29. How were questions of population related to race and gender in 1965?

Why were many opposed to birth control and sex education for unmarried women on the one hand and worried about the population bomb on the other.  What was their logic? Is this logic still part of our thinking about family?

The debate among whites over the right of unmarried women to birth control and the duty to prevent the birth of unwanted children. How was “unwanted” defined? Who got to participate in the debate.?

30. What impact did the sexual revolution have on attitudes towards single mothers and illegitimacy and on state policies towards birth control and abortion?

    New idea that illegitimacy was socially determined.

31. What were the post-war innovations related to unwed pregnancies?

    a. Language of racialized value of “illegitimate” children

    b. Racialized theories about why there was illegitimacy.

    c. Racialized ways to distribute babies.

    d. Use of welfare system to publicly shame and financially punish unwed mothers of color and their children.

32. What was the impact of Roe v. Wade and the availability of birth control on unmarried women?

33. p. 239 Discuss the question of who can afford to be a mother.

    Why are foster parents paid more per child than the mother is?

    Does a person have the right to have children? Are there limits?

34. According to Solinger, there are four persistent questions:

    a. What qualifications do we want to establish for motherhood?

    b. What role should government play in shaping who can have children and who can be a family?

    c. Why do the same myths about the causes and costs of illegitimacy persist?

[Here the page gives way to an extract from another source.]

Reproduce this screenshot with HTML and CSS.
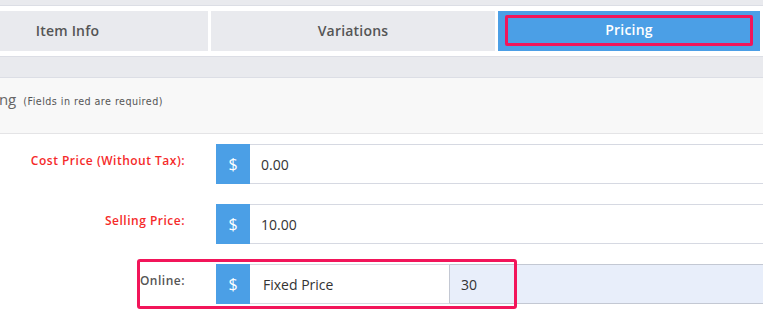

    d. How importance is female reproductive autonomy to women?

    Does she leave out any questions? Which ones?

35. How have men  shaped attitudes towards “illegitimacy” and practices to address it?

36. To what extent have our ideas and practices about unwed motherhood changed? About sexuality before marriage? About population control, eugenics and birth control? About young women’s choices in relationship to marriage and family? About young men’s? About unwed fatherhood? About welfare and the role of the government in supporting families?